The tank cars involved in back-to-back crude oil train derailments since the weekend were an improved design built since 2011, raising new questions about the safety of the tank car fleet used to haul North America’s energy bounty.
With the latest incidents in West Virginia on Monday and eastern Canada on Sunday, the updated cars, called CPC-1232s, have failed at least four times in spite of their additional puncture and rollover resistance.
The CSX train that derailed in West Virginia was hauling Bakken oil, a lighter crude from North Dakota thought by regulators to be more flammable than the diluted heavy crude the Canadian National Railway train that derailed in northern Ontario was carrying. Though no one was killed or seriously injured in either derailment, they both resulted in massive fires, and in West Virginia, the evacuation of two towns.
A series of derailments across North America since mid-2013 have prompted regulators on both sides of the border to improve tank car construction standards as large volumes of crude oil and ethanol are shipped by rail.
Last April, a CPC-1232 tank car punctured in Lynchburg,Va., releasing about 30,000 gallons of Bakken crude oil into the James River and starting a massive fire. In January 2014, CPC-1232 cars failed in a derailment in New Augusta, Miss., spilling about 50,000 gallons of thick, heavy Canadian oil, which is not as flammable but difficult to clean up.
Earlier this month, the U.S. Department of Transportation sent a package of new rules to the White House Office of Management and Budget for review, but it will be three months before the rules take effect, and even longer before the sturdier tank cars will be built.
If there are no other delays, it will be October at the earliest before the newer cars will go into production. And depending on how much time the department gives the industry, it could be several years before the existing tank car fleet is retired or updated to meet the new requirements.
Oil and rail industry officials testified in the House of Representatives earlier this month that they needed certainty from regulators on the new tank car design.
In a statement Tuesday, Transportation Secretary Anthony Foxx expressed concern for those displaced by Monday’s derailment.
“This incident is yet another urgent reminder that, as our nation experiences a significant rise in domestic energy production,” he said, “we must set a new standard for the safe transportation of those products.”
Meanwhile, on Tuesday, federal investigators in West Virginia were still waiting for the fires to burn out before they could get a closer look at the latest derailment site, along the Kanawha River about 30 miles southeast of Charleston.
Kevin Thompson, a spokesman for the Federal Railroad Administration, said six of the agency’s experts were on the scene, as well as an inspector from the Pipeline and Hazardous Materials Safety Administration, but they could get no closer than 50 yards from the smoldering wreckage.
“Once the site has been determined to be safe, stabilized and secure,” Thompson said, “the FRA and other federal agencies will be able to begin leading the investigation to determine the cause of the derailment.”
The agencies share the task of regulating movements of hazardous materials by rail.

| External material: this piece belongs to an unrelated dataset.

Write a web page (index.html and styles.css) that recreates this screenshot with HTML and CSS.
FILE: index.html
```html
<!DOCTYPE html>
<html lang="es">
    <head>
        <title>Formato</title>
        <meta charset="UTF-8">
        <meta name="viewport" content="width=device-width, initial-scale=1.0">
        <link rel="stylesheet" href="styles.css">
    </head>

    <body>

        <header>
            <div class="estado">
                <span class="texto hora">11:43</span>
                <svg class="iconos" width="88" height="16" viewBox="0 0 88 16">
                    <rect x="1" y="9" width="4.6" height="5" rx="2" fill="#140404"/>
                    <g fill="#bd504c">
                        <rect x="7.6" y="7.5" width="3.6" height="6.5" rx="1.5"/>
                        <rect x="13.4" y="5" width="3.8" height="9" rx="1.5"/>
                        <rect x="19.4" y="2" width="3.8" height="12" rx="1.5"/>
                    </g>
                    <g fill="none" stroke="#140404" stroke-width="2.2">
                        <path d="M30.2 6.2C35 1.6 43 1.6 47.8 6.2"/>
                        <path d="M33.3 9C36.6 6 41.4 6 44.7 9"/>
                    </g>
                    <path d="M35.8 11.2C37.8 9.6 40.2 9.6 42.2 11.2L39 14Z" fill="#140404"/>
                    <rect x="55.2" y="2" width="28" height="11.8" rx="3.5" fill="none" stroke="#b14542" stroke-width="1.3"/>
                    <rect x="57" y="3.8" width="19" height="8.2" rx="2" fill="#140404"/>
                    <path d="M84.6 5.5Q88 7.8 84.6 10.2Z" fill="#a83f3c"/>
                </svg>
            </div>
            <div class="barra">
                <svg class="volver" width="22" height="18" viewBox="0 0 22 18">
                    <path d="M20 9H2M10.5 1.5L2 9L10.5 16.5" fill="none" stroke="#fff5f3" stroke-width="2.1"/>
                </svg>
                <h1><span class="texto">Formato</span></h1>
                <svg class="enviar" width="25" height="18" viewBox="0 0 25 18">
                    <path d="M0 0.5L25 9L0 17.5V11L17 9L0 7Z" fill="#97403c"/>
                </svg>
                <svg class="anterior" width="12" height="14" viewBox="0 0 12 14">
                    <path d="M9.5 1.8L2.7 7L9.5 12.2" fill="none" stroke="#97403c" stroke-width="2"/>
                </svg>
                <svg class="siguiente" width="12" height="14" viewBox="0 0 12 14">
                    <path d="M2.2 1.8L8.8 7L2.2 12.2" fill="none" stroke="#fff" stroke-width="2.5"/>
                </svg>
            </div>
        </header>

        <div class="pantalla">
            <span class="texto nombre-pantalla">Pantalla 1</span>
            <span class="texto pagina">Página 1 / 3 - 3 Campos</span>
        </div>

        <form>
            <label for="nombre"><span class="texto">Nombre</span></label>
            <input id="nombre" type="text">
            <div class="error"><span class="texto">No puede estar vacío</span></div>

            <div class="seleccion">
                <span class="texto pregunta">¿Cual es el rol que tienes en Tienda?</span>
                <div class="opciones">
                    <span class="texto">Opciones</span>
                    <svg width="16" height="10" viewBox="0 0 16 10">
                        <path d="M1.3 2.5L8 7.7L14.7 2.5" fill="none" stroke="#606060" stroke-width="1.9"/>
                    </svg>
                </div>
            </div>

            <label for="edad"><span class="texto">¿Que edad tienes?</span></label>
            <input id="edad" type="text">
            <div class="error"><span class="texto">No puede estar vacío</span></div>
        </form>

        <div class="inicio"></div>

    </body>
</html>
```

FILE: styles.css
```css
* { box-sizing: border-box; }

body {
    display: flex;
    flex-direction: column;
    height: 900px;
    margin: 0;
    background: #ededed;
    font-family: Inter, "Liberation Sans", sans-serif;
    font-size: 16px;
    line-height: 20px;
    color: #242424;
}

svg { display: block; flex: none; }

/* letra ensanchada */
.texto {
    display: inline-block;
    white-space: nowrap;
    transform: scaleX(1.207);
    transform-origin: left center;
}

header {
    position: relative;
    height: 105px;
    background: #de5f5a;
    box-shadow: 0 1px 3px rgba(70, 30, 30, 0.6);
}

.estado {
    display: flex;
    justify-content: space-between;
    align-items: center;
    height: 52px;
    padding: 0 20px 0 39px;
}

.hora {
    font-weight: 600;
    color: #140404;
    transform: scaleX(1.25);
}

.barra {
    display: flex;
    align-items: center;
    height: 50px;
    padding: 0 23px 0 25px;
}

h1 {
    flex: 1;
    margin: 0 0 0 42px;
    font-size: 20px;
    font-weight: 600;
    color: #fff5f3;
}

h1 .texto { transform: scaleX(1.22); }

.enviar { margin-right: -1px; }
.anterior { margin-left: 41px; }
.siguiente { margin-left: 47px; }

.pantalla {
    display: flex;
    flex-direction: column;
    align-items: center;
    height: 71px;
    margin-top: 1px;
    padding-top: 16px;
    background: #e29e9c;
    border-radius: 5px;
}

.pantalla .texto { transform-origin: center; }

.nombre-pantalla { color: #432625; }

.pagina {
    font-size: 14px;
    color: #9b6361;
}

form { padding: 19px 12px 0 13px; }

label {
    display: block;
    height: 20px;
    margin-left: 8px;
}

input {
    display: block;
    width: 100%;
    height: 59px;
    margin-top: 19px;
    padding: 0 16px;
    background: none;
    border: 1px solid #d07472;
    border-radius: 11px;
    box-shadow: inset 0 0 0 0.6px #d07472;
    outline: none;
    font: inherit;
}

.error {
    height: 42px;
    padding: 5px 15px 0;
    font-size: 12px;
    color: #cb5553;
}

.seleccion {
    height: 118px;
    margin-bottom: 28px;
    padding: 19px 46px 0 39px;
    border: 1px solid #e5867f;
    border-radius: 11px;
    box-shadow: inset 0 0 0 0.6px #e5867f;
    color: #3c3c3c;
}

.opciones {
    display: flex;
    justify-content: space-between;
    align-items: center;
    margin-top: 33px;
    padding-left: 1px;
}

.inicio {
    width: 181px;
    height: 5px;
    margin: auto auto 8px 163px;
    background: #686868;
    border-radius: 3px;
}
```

Sarah Feinberg, the FRA’s acting administrator and a West Virginia native, arrived at the derailment site Tuesday. According to the agency, “there is still fire at the site and emergency responders continue to work to stabilize and secure the area so that federal investigators can have access.”
Winter weather posed challenges to officials at the Ontario and West Virginia derailment scenes. As much as 10 inches of snow fell in West Virginia on Monday.
The National Transportation Safety Board, which last month added tank cars to its “Most Wanted” list of safety improvements, said Tuesday that it was monitoring the West Virginia derailment.
“This accident is another reminder of the need to improve the safety of transporting hazardous materials by rail,” said NTSB Acting Chairman Christopher A. Hart. “If we identify any new safety concerns as a result of this derailment, the board will act expeditiously to issue new safety recommendations.”
In a remote section of northern Ontario, railroad and firefighting crews faced temperatures of 20 degrees below zero as they let Sunday’s fire burn itself out, according to Patrick Waldron, a spokesman for Canadian National.
Waldron said the spill was contained and that the railroad was working with the Ontario Ministry of the Environment on the cleanup and restoration of the site. The Transportation Safety Board of Canada is investigating.